Hi Jin,
I think the answer to #1 is complicated. I'm not sure what the difference in error would be between the two methods without doing a careful theoretical error analysis. Barring that, I think if you're really very curious about both methods, or suspect one might not be accurate enough for what you need, then you could just code both of them and plot results to see how the errors behave.
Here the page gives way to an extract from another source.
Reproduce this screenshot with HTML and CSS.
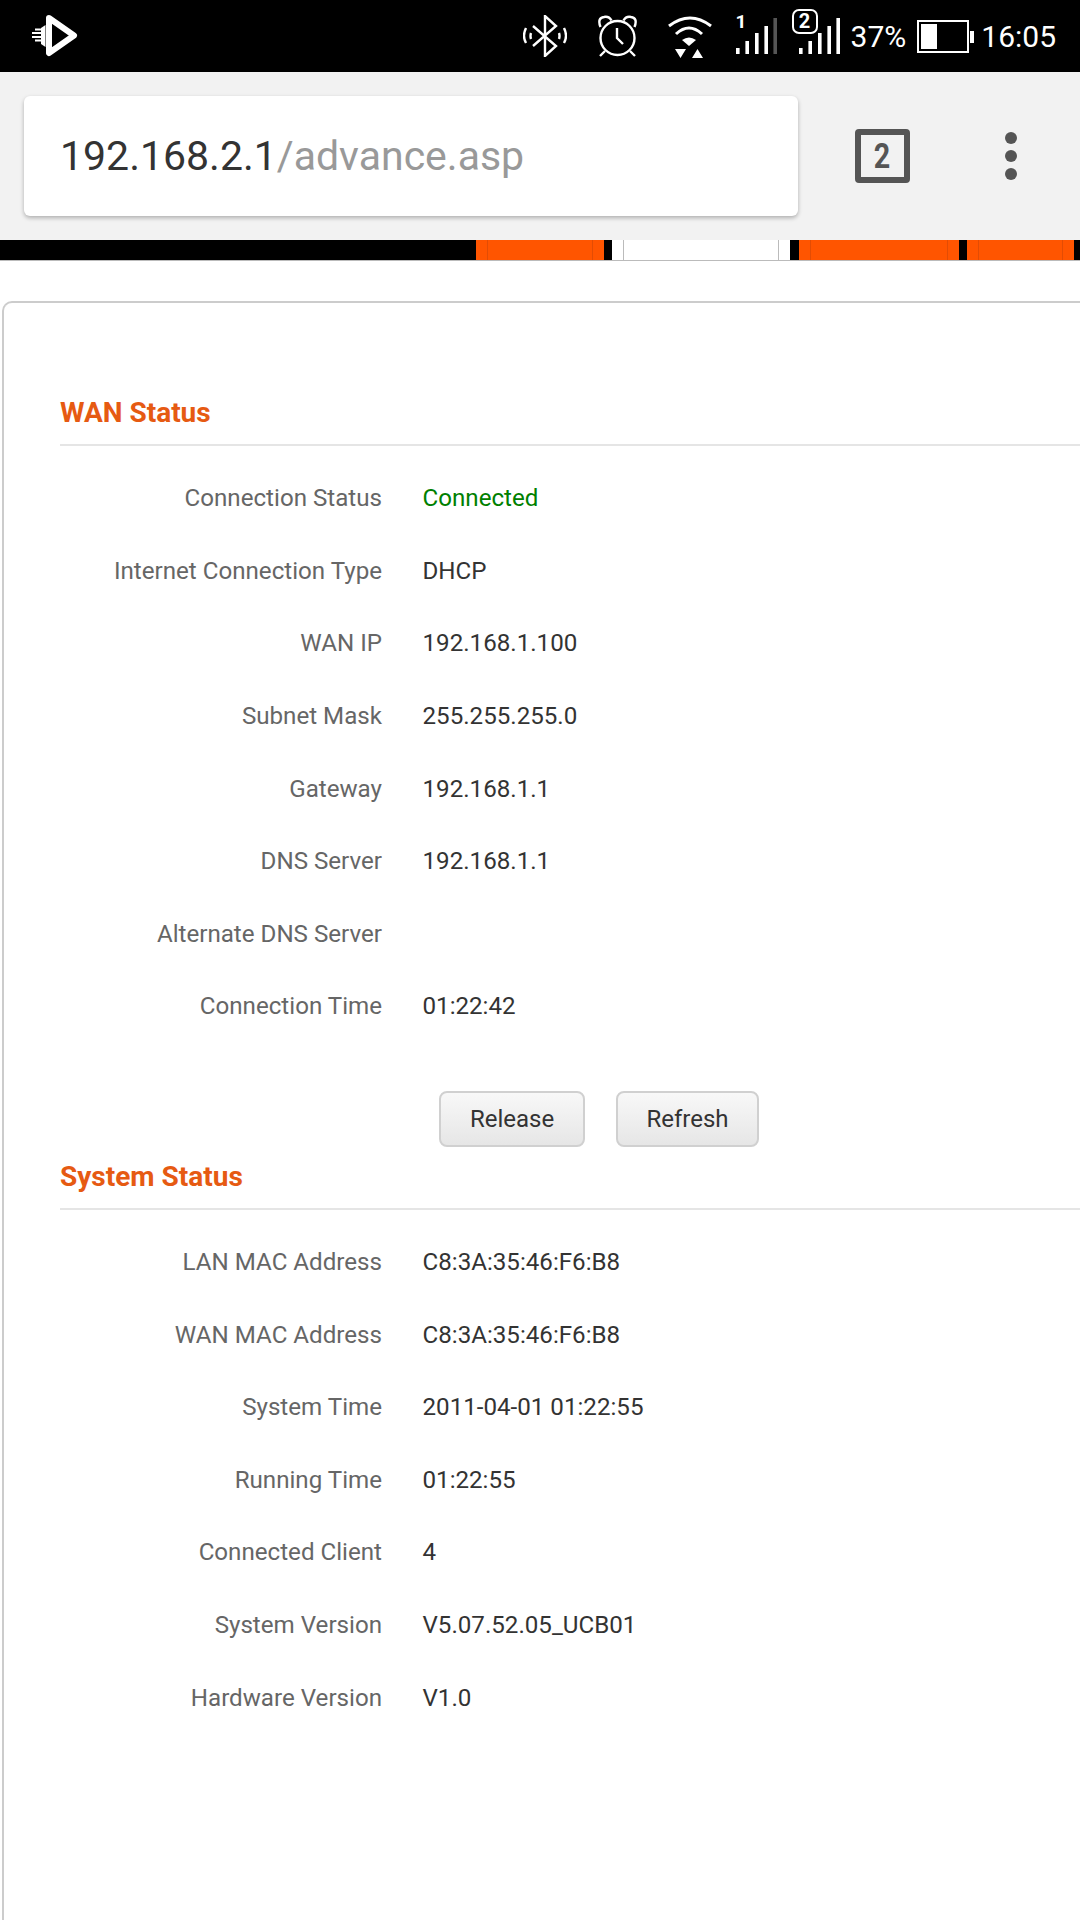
FILE: index.html
```html
<!DOCTYPE html>
<html lang="en">
<head>
<meta charset="utf-8">
<title>192.168.2.1/advance.asp</title>
<link rel="stylesheet" href="styles.css">
</head>
<body>
<header class="status-bar">
  <svg class="app-logo" viewBox="0 0 50 50" width="50" height="50">
    <path d="M20 7 L45 24.5 L20 42 Z" fill="none" stroke="#fff" stroke-width="6" stroke-linejoin="round"/>
    <path d="M16.5 14 V36 L12 33 V17 Z" fill="#fff"/>
    <path d="M6 18.5 H13 M3 22 H13 M3 26 H13 M6 29.5 H13" stroke="#fff" stroke-width="2.2" fill="none"/>
  </svg>
  <div class="status-right">
    <svg class="si-bt" viewBox="0 0 44 42" width="44" height="42" fill="none" stroke="#fff" stroke-width="2.4">
      <path d="M10 11 L33 31 L22 41 V1 L33 11 L10 31"/>
      <path d="M3 13 Q-1 21 3 28 M8 18 Q7 21 8 24 M36 18 Q37 21 36 24 M41 13 Q45 21 41 28"/>
    </svg>
    <svg class="si-alarm" viewBox="0 0 40 42" width="40" height="42" fill="none" stroke="#fff" stroke-width="2.4">
      <circle cx="19.5" cy="23" r="17"/>
      <path d="M19 13 V23 L25 29 M2.5 12 Q-1 3 6 2 Q11 1 13.5 5.5 M36.5 12 Q40 3 33 2 Q28 1 25.5 5.5 M7 36 L2 41 M32 36 L37 41"/>
    </svg>
    <svg class="si-wifi" viewBox="0 0 44 43" width="44" height="43" fill="none" stroke="#fff" stroke-width="3">
      <path d="M1 10 Q22 -6 43 10 M8 18 Q21 6 34 18"/>
      <path d="M14 24 Q21 19 28 24 L21 30 Z" fill="#fff" stroke="none"/>
      <path d="M7 33 H18 L12.5 42 Z M24 42 H35 L29.5 33 Z" fill="#fff" stroke="none"/>
    </svg>
    <div class="sim sim-one">
      <span class="sim-num">1</span>
      <svg viewBox="0 0 41 36" width="41" height="36">
        <path d="M0 30 h3.6 v6 h-3.6 Z M9.4 23 h3.6 v13 h-3.6 Z M19 15 h3.6 v21 h-3.6 Z M28.4 8 h3.6 v28 h-3.6 Z" fill="#fff"/>
        <path d="M37.4 0 h3.6 v36 h-3.6 Z" fill="#555"/>
      </svg>
    </div>
    <div class="sim sim-two">
      <span class="sim-num boxed">2</span>
      <svg viewBox="0 0 41 36" width="41" height="36" fill="#fff">
        <path d="M0 30 h3.6 v6 h-3.6 Z M9.4 23 h3.6 v13 h-3.6 Z M19 15 h3.6 v21 h-3.6 Z M28.4 8 h3.6 v28 h-3.6 Z M37.4 0 h3.6 v36 h-3.6 Z"/>
      </svg>
    </div>
    <span class="pct">37%</span>
    <div class="battery"><div class="battery-level"></div></div>
    <span class="clock">16:05</span>
  </div>
</header>

<div class="toolbar">
  <div class="url-card"><span class="host">192.168.2.1</span><span class="path">/advance.asp</span></div>
  <div class="tab-count"><span class="tab-num">2</span></div>
  <div class="menu-dots"><i></i><i></i><i></i></div>
</div>

<nav class="nav-strip">
  <div class="nav-item orange w1"><span class="nav-inner"></span></div>
  <div class="nav-item white w2"><span class="nav-inner"></span></div>
  <div class="nav-item orange w3"><span class="nav-inner"></span></div>
  <div class="nav-item orange w4"><span class="nav-inner"></span></div>
</nav>

<main class="panel">
  <section class="group">
    <h2 class="group-title">WAN Status</h2>
    <div class="row"><span class="label">Connection Status</span><span class="value ok">Connected</span></div>
    <div class="row"><span class="label">Internet Connection Type</span><span class="value">DHCP</span></div>
    <div class="row"><span class="label">WAN IP</span><span class="value">192.168.1.100</span></div>
    <div class="row"><span class="label">Subnet Mask</span><span class="value">255.255.255.0</span></div>
    <div class="row"><span class="label">Gateway</span><span class="value">192.168.1.1</span></div>
    <div class="row"><span class="label">DNS Server</span><span class="value">192.168.1.1</span></div>
    <div class="row"><span class="label">Alternate DNS Server</span><span class="value"></span></div>
    <div class="row"><span class="label">Connection Time</span><span class="value">01:22:42</span></div>
    <div class="actions">
      <button class="btn btn-release">Release</button>
      <button class="btn btn-refresh">Refresh</button>
    </div>
  </section>
  <section class="group system">
    <h2 class="group-title">System Status</h2>
    <div class="row"><span class="label">LAN MAC Address</span><span class="value">C8:3A:35:46:F6:B8</span></div>
    <div class="row"><span class="label">WAN MAC Address</span><span class="value">C8:3A:35:46:F6:B8</span></div>
    <div class="row"><span class="label">System Time</span><span class="value">2011-04-01 01:22:55</span></div>
    <div class="row"><span class="label">Running Time</span><span class="value">01:22:55</span></div>
    <div class="row"><span class="label">Connected Client</span><span class="value">4</span></div>
    <div class="row"><span class="label">System Version</span><span class="value">V5.07.52.05_UCB01</span></div>
    <div class="row"><span class="label">Hardware Version</span><span class="value">V1.0</span></div>
  </section>
</main>
</body>
</html>
```
FILE: styles.css
```css
* { box-sizing: border-box; }
html, body { margin: 0; padding: 0; }
body {
  width: 1080px;
  height: 1920px;
  overflow: hidden;
  background: #fff;
  font-family: Roboto, "Liberation Sans", sans-serif;
}

.status-bar {
  height: 72px;
  background: #000;
  display: flex;
  align-items: center;
  justify-content: space-between;
  padding: 0 24px 0 29px;
  color: #fff;
}
.app-logo { display: block; }
.status-right { display: flex; align-items: center; }
.si-bt { margin-right: 31px; }
.si-alarm { margin-right: 30px; }
.si-wifi { margin-right: 24px; margin-top: 3px; }
.sim { position: relative; width: 41px; height: 44px; margin-bottom: 8px; }
.sim svg { position: absolute; left: 0; bottom: 0; }
.sim-one { margin-right: 22px; }
.sim-two { margin-right: 11px; }
.sim-num {
  position: absolute;
  left: 0;
  top: 2px;
  font-size: 19px;
  font-weight: 700;
  line-height: 20px;
}
.sim-num.boxed {
  left: -7px;
  top: -1px;
  width: 26px;
  height: 25px;
  border: 2.4px solid #fff;
  border-radius: 7px;
  background: #000;
  text-align: center;
  font-size: 20px;
  line-height: 20px;
  z-index: 1;
}
.pct, .clock { font-size: 30px; }
.pct { margin-right: 11px; }
.battery {
  position: relative;
  width: 52px;
  height: 33px;
  border: 2px solid #fff;
  padding: 2px;
  margin-right: 12px;
}
.battery::after {
  content: "";
  position: absolute;
  right: -7px;
  top: 9px;
  width: 4px;
  height: 12px;
  background: #fff;
}
.battery-level { width: 16px; height: 100%; background: #fff; }

.toolbar {
  height: 168px;
  background: #f2f2f2;
  display: flex;
  align-items: center;
  padding-left: 24px;
}
.url-card {
  width: 774px;
  height: 120px;
  background: #fff;
  border-radius: 6px;
  box-shadow: 0 2px 4px rgba(0,0,0,.28);
  display: flex;
  align-items: center;
  padding-left: 36px;
  font-size: 41px;
}
.host { color: #333; }
.path { color: #999; }
.tab-count {
  width: 55px;
  height: 54px;
  margin-left: 57px;
  border: 6px solid #555;
  border-radius: 4px;
  color: #555;
  display: flex;
  align-items: center;
  justify-content: center;
}
.tab-num {
  font-size: 35px;
  font-weight: 700;
  line-height: 1;
  transform: scaleX(.82);
}
.menu-dots {
  margin-left: 95px;
  display: flex;
  flex-direction: column;
  gap: 6px;
}
.menu-dots i {
  display: block;
  width: 12px;
  height: 12px;
  border-radius: 50%;
  background: #555;
}

.nav-strip {
  height: 21px;
  background: #000;
  display: flex;
  border-bottom: 1px solid #bbb;
  padding-left: 476px;
}
.nav-item {
  height: 100%;
  padding: 0 11px;
  flex: none;
}
.nav-inner {
  display: block;
  height: 100%;
  border-left: 1px solid;
  border-right: 1px solid;
}
.orange { background: #ff5500; }
.orange .nav-inner { border-color: #e24c04; }
.white { background: #fff; }
.white .nav-inner { border-color: #bbb; }
.w1 { width: 128px; margin-right: 8px; }
.w2 { width: 178px; margin-right: 9px; }
.w3 { width: 160px; margin-right: 8px; }
.w4 { width: 107px; }

.panel {
  margin: 40px 0 0 2px;
  height: 1640px;
  border: 2px solid #ccc;
  border-right: 0;
  border-bottom: 0;
  border-top-left-radius: 10px;
  padding: 89px 0 0 56px;
}
.group-title {
  margin: 0;
  height: 54px;
  padding-top: 6px;
  line-height: 30px;
  font-size: 28px;
  font-weight: 700;
  color: #e65a12;
  border-bottom: 2px solid #e5e5e5;
}
.row {
  display: flex;
  align-items: center;
  height: 72.6px;
  font-size: 24.15px;
}
.group .row:first-of-type { margin-top: 16px; }
.label {
  width: 322px;
  text-align: right;
  color: #666;
}
.value {
  margin-left: 40.5px;
  color: #333;
}
.value.ok { color: #008000; }

.actions {
  display: flex;
  margin-top: 48px;
  padding-left: 379px;
  gap: 31px;
}
.btn {
  height: 56px;
  border: 2px solid #d0d0d0;
  border-radius: 8px;
  background: linear-gradient(#f8f8f8, #e6e6e6);
  color: #333;
  font-family: Roboto, "Liberation Sans", sans-serif;
  font-size: 24px;
  padding: 0;
}
.btn-release { width: 146px; }
.btn-refresh { width: 143px; }
.system { margin-top: 9px; }
```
Regarding BLAS parallelism, it's kind of complicated also. Sometimes we have seen speedups from letting the BLAS use multiple cores, but other times we've seen what you report, namely that it does a bad job and can even hurt speed. Basically this is a feature of your BLAS which is outside of ITensor and which we do not control. Also its effectiveness is highly dependent on the details of the algorithm you are doing, whether DMRG or another algorithm, and the sizes of the tensors, their block structure, etc. So again I think your best bet is just to adjust the settings as you have done and see what works best for your needs. Also you might get different results with a different BLAS implementation, such as MKL which is a very high quality BLAS code.
Best regards,
Miles
P.S. about the BLAS, you might want to write a simple test code which just multiplies two very large matrices, and run that with different OPENBLAS NUM THREADS settings to see what results you get. If it doesn't work for that, i.e. if it doesn't give a speedup even for rather large matrices, you might conclude that it's just not a very useful feature of your BLAS. On the other hand, if you do see a speedup, you should see what matrix sizes are needed to see it and compare to the typical sizes in your DMRG calculation. Perhaps it could help if you turn it on for a very large DMRG calculation in the last few sweeps.